Ritual performance is the active movement of universal energy into space and time that manifests itself with creativity, courageous heart, wisdom, dignity, humility, listening, love and an unflinching yet compassionate gaze. It is respectfully standing at the gates between the worlds and not forcing but allowing. It is dropping into the silence of the spirit and waiting. It is dance moving inside the body of the dancer. In this way, performance, mythology, creativity and ritual are intertwined, and they are tethered to the movement of the human soul. The dynamic enaction of the creative impulse channeled through the performance of ritual is embedded and embodied in the very matrix of the collective human unconscious.
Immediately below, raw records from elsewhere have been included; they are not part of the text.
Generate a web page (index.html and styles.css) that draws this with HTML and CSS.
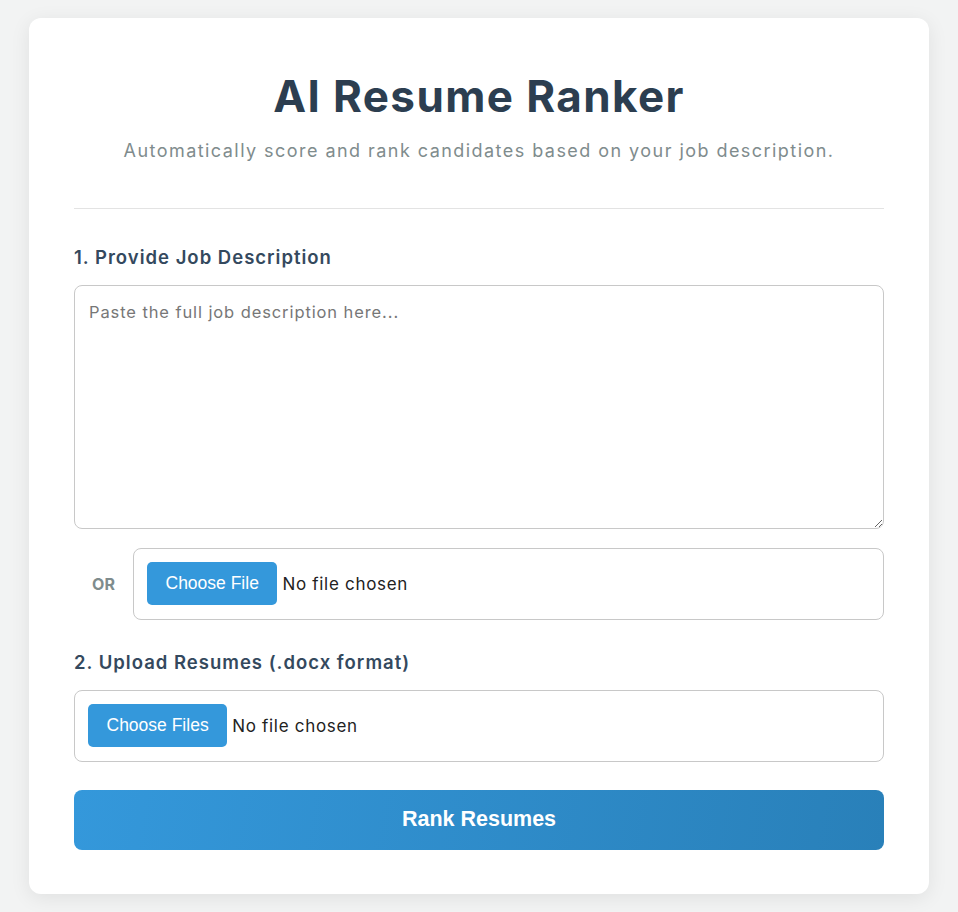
FILE: index.html
```html
<!DOCTYPE html>
<html lang="en">
<head>
<meta charset="utf-8">
<title>AI Resume Ranker</title>
<link rel="stylesheet" href="styles.css">
</head>
<body>
<main class="card">
  <header class="head">
    <h1 class="title">AI Resume Ranker</h1>
    <p class="subtitle">Automatically score and rank candidates based on your job description.</p>
  </header>
  <section class="group">
    <h2 class="label">1. Provide Job Description</h2>
    <textarea class="jd" placeholder="Paste the full job description here..."></textarea>
    <div class="or-row">
      <span class="or">OR</span>
      <div class="filebox"><span class="filebtn">Choose File</span><span class="filetext">No file chosen</span></div>
    </div>
  </section>
  <section class="group group-resumes">
    <h2 class="label">2. Upload Resumes (.docx format)</h2>
    <div class="filebox"><span class="filebtn">Choose Files</span><span class="filetext">No file chosen</span></div>
  </section>
  <button class="rank">Rank Resumes</button>
</main>
</body>
</html>
```
FILE: styles.css
```css
html, body { margin: 0; padding: 0; }
body {
  background: #f2f3f3;
  font-family: "Inter", "Open Sans", sans-serif;
  padding: 18px 29px;
  box-sizing: border-box;
  min-height: 912px;
}
.card {
  max-width: 900px;
  margin: 0 auto;
  background: #fff;
  border-radius: 12px;
  padding: 45px 45px 44px;
  box-sizing: border-box;
  box-shadow: 0 4px 20px rgba(0,0,0,0.08);
}
.head {
  text-align: center;
  border-bottom: 1px solid #e3e3e3;
  padding-bottom: 44px;
  margin-bottom: 36px;
}
.title {
  margin: 0;
  font-size: 44px;
  font-weight: 700;
  color: #2c3e50;
  line-height: 1.5;
  letter-spacing: 1.4px;
}
.subtitle {
  margin: 8px 0 0;
  font-size: 18px;
  color: #7f8c8d;
  line-height: 1.5;
  letter-spacing: 1.45px;
}
.group { margin-bottom: 30px; }
.group-resumes { margin-bottom: 28px; }
.label {
  margin: 0 0 14px;
  font-size: 18.5px;
  font-weight: 600;
  color: #34495e;
  line-height: 1.4;
  letter-spacing: 1px;
}
.jd {
  display: block;
  width: 100%;
  height: 244px;
  box-sizing: border-box;
  border: 1px solid #c8c8c8;
  border-radius: 8px;
  padding: 16px 14px;
  font-family: inherit;
  font-size: 16.5px;
  letter-spacing: 0.9px;
  color: #333;
  resize: vertical;
  margin: 0;
}
.jd::placeholder { color: #777; }
.or-row {
  display: flex;
  align-items: center;
  margin-top: 19px;
}
.or {
  width: 59px;
  text-align: center;
  font-weight: 700;
  font-size: 16px;
  color: #7f8c8d;
}
.filebox {
  flex: 1;
  display: flex;
  align-items: center;
  height: 72px;
  box-sizing: border-box;
  border: 1px solid #c8c8c8;
  border-radius: 8px;
  padding: 0 13px;
}
.filebtn {
  background: #3498db;
  color: #fff;
  font-family: "Liberation Sans", Arial, sans-serif;
  font-size: 17.5px;
  height: 43px;
  display: flex;
  align-items: center;
  padding: 0 18.5px;
  border-radius: 5px;
  margin-right: 5px;
}
.filetext {
  font-size: 17px;
  letter-spacing: 0.7px;
  color: #222;
}
.rank {
  display: block;
  width: 100%;
  height: 60px;
  border: none;
  border-radius: 8px;
  background: linear-gradient(100deg, #3498db, #2980b9);
  color: #fff;
  font-family: "Liberation Sans", Arial, sans-serif;
  font-weight: 700;
  font-size: 21.5px;
  cursor: pointer;
}
```
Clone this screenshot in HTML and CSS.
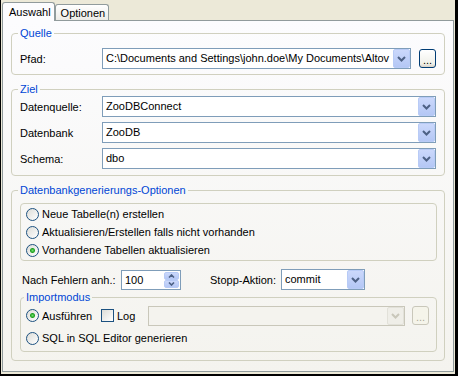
FILE: index.html
```html
<!DOCTYPE html>
<html>
  <head>
    <title>Auswahl</title>
    <link rel="stylesheet" href="styles.css">
  </head>
  <body>
    <div class="dialog">
      <div class="tabs">
        <span class="tab selected">Auswahl</span>
        <span class="tab">Optionen</span>
      </div>

      <div class="panel">

        <fieldset class="group source">
          <legend>Quelle</legend>
          <div class="row">
            <span class="label">Pfad:</span>
            <div class="combo">
              <span class="value">C:\Documents and Settings\john.doe\My Documents\Altov</span>
              <span class="drop"><svg width="9" height="6" viewBox="0 0 9 6"><path d="M1 1l3.5 3.5L8 1" /></svg></span>
            </div>
            <span class="browse">...</span>
          </div>
        </fieldset>

        <fieldset class="group target">
          <legend>Ziel</legend>
          <div class="row">
            <span class="label">Datenquelle:</span>
            <div class="combo">
              <span class="value">ZooDBConnect</span>
              <span class="drop"><svg width="9" height="6" viewBox="0 0 9 6"><path d="M1 1l3.5 3.5L8 1" /></svg></span>
            </div>
          </div>
          <div class="row">
            <span class="label">Datenbank</span>
            <div class="combo">
              <span class="value">ZooDB</span>
              <span class="drop"><svg width="9" height="6" viewBox="0 0 9 6"><path d="M1 1l3.5 3.5L8 1" /></svg></span>
            </div>
          </div>
          <div class="row">
            <span class="label">Schema:</span>
            <div class="combo">
              <span class="value">dbo</span>
              <span class="drop"><svg width="9" height="6" viewBox="0 0 9 6"><path d="M1 1l3.5 3.5L8 1" /></svg></span>
            </div>
          </div>
        </fieldset>

        <fieldset class="group generate">
          <legend>Datenbankgenerierungs-Optionen</legend>

          <div class="box modes">
            <label class="option"><span class="radio"></span>Neue Tabelle(n) erstellen</label>
            <label class="option"><span class="radio"></span>Aktualisieren/Erstellen falls nicht vorhanden</label>
            <label class="option"><span class="radio checked"></span>Vorhandene Tabellen aktualisieren</label>
          </div>

          <div class="errors">
            <span class="err-label">Nach Fehlern anh.:</span>
            <div class="spin">
              <span class="value">100</span>
              <span class="spin-buttons">
                <span class="spin-btn"><svg width="7" height="4" viewBox="0 0 7 4"><path d="M1 3.5l2.5-2.5L6 3.5" /></svg></span>
                <span class="spin-btn"><svg width="7" height="4" viewBox="0 0 7 4"><path d="M1 0.5l2.5 2.5L6 0.5" /></svg></span>
              </span>
            </div>
            <span class="stop-label">Stopp-Aktion:</span>
            <div class="combo stop">
              <span class="value">commit</span>
              <span class="drop"><svg width="9" height="6" viewBox="0 0 9 6"><path d="M1 1l3.5 3.5L8 1" /></svg></span>
            </div>
          </div>

          <fieldset class="group import">
            <legend>Importmodus</legend>
            <div class="import-row">
              <label class="option run"><span class="radio checked"></span>Ausführen</label>
              <label class="option log"><span class="check"></span>Log</label>
              <div class="combo disabled">
                <span class="value"></span>
                <span class="drop"><svg width="9" height="6" viewBox="0 0 9 6"><path d="M1 1l3.5 3.5L8 1" /></svg></span>
              </div>
              <span class="browse disabled">...</span>
            </div>
            <label class="option"><span class="radio"></span>SQL in SQL Editor generieren</label>
          </fieldset>
        </fieldset>

      </div>
    </div>
  </body>
</html>
```

FILE: styles.css
```css
* {
    box-sizing: border-box;
}
body {
    background: #ece9d8;
    color: #000;
    font-family: "Liberation Sans", Arial, sans-serif;
    font-size: 11px;
    margin: 0;
}
.dialog {
    border-bottom: 2px solid #000;
    border-left: 1px solid #000;
    border-right: 3px solid #000;
    display: flex;
    flex-direction: column;
    height: 376px;
    padding: 2px 1px 2px 1px;
    width: 458px;
}

/* tabs */
.tabs {
    align-items: flex-end;
    display: flex;
    height: 18px;
}
.tab {
    background: linear-gradient(#fff, #ecebe6);
    border: 1px solid #919b9c;
    border-bottom: none;
    border-radius: 3px 3px 0 0;
    height: 16px;
    line-height: 16px;
    padding: 0 3px 0 5px;
}
.tab.selected {
    background: #fcfcfe;
    height: 19px;
    line-height: 18px;
    margin-bottom: -1px;
    padding: 0 3px 0 6px;
    position: relative;
    z-index: 1;
}
.panel {
    background: linear-gradient(#fcfcfe, #f4f3ee);
    border: 1px solid #919b9c;
    flex: 1;
    padding: 0 8px;
}

/* group boxes */
.group {
    border: 1px solid #d0d0bf;
    border-radius: 4px;
    margin: 0;
    min-width: 0;
    padding: 0 8px;
}
.group legend {
    color: #0046d5;
    line-height: 13px;
    margin-left: -2px;
    padding: 0 2px;
}
.source {
    margin-top: 6px;
    padding-bottom: 5px;
    padding-top: 8px;
}
.target {
    display: flex;
    flex-direction: column;
    gap: 5px;
    margin-top: 8px;
    padding-bottom: 6px;
}
.generate {
    margin-top: 8px;
    padding: 6px 7px 8px 8px;
}
.box {
    border: 1px solid #d0d0bf;
    border-radius: 4px;
}
.modes {
    padding: 1px 5px;
}

.row {
    align-items: center;
    display: flex;
}
.label {
    flex: none;
    width: 82px;
}

/* combo boxes */
.combo {
    background: #fff;
    border: 1px solid #7f9db9;
    display: flex;
    flex: 1;
    height: 21px;
    min-width: 0;
}
.combo .value {
    flex: 1;
    line-height: 19px;
    min-width: 0;
    padding-left: 3px;
    white-space: nowrap;
}
.drop {
    align-items: center;
    background: linear-gradient(#cbd8fb, #b4c7f5);
    border: 1px solid #b8cbf6;
    border-radius: 2px;
    display: flex;
    flex: none;
    justify-content: center;
    width: 17px;
}
.drop path,
.spin-btn path {
    fill: none;
    stroke: #4d6185;
    stroke-width: 2;
}
.combo.disabled {
    background: #f4f3ee;
    border-color: #c9c7ba;
}
.combo.disabled .drop {
    background: #efeee8;
    border-color: #e2e1d9;
}
.combo.disabled .drop path {
    stroke: #c9c7ba;
}
.browse {
    background: linear-gradient(#fff, #f0f0ea 80%, #d8d2c6);
    border: 1px solid #003c74;
    border-radius: 3px;
    flex: none;
    height: 19px;
    line-height: 12px;
    margin-left: 8px;
    padding-top: 4px;
    text-align: center;
    width: 17px;
}
.browse.disabled {
    background: #f5f4ea;
    border-color: #c9c7ba;
    color: #aca899;
    margin-left: 7px;
}

/* radio buttons and check boxes */
.option {
    align-items: center;
    display: flex;
    gap: 3px;
    height: 18px;
}
.radio,
.check {
    background: linear-gradient(135deg, #dcdcd7, #fff);
    border: 1px solid #1c5180;
    flex: none;
    height: 13px;
    width: 13px;
}
.radio {
    border-radius: 50%;
}
.radio.checked {
    background: radial-gradient(circle, #6fe06f 0, #21a121 2px, transparent 3px), linear-gradient(135deg, #dcdcd7, #fff);
}

/* error row */
.errors {
    align-items: center;
    display: flex;
    height: 21px;
    margin-top: 8px;
}
.err-label {
    margin-left: 2px;
    width: 99px;
}
.spin {
    background: #fff;
    border: 1px solid #7f9db9;
    display: flex;
    height: 20px;
    padding: 1px;
    width: 60px;
}
.spin .value {
    flex: 1;
    line-height: 16px;
    padding-left: 2px;
}
.spin-buttons {
    display: flex;
    flex-direction: column;
    width: 15px;
}
.spin-btn {
    align-items: center;
    background: linear-gradient(#cbd8fb, #b4c7f5);
    border: 1px solid #b8cbf6;
    border-radius: 2px;
    display: flex;
    flex: 1;
    justify-content: center;
}
.spin-btn path {
    stroke-width: 1.6;
}
.stop-label {
    margin-left: 29px;
    width: 71px;
}
.combo.stop {
    flex: none;
    width: 84px;
}

/* import mode */
.import {
    margin-top: 1px;
    padding: 1px 7px 4px 5px;
}
.import-row {
    align-items: center;
    display: flex;
    height: 21px;
    margin-bottom: 3px;
}
.import-row .combo {
    height: 20px;
}
.option.run {
    width: 75px;
}
.option.log {
    width: 47px;
}
.check {
    border-radius: 0;
}
```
So, what does this have to do with Tom Driver's thoughts? Pondering the future of humanity is pondering the future of ritual? Because we are the ritual moving through us. We are the myth. Joseph Campbell once said that "...ritual is the enactment of a myth. And, by participating in the ritual, you are participating in the myth. And since myth is a projection of the depth wisdom of the psyche, by participating in a ritual, participating in the myth, you are being, as it were, put in accord with that wisdom, which is the wisdom that is inherent within you anyhow. Your consciousness is being re-minded of the wisdom of your own life.”  Who we are changes, where we are changes, how we are changes, what we are changes, why we are changes and we can no more stop this inexorable cyclical movement between life, death and re-birthing than we can catch the moon in a butterfly net. But our own inherent wisdom, that wisdom of the soul is such a powerful anchoring point. Being human can be a bittersweet business, with the terrible things and the beautiful things often co-existing in the same breath. Being alive is a courageous act. And yet we need now, more than ever, to create pathways and open windows and spaces that help give voice, that help us to centre, that let us grieve, that let us be in community exactly as who we are and how we are, that let us shout in laughter, that help us to make our way through, that give us celebration in the face of all that can be in this world with maddeningly joyful feet.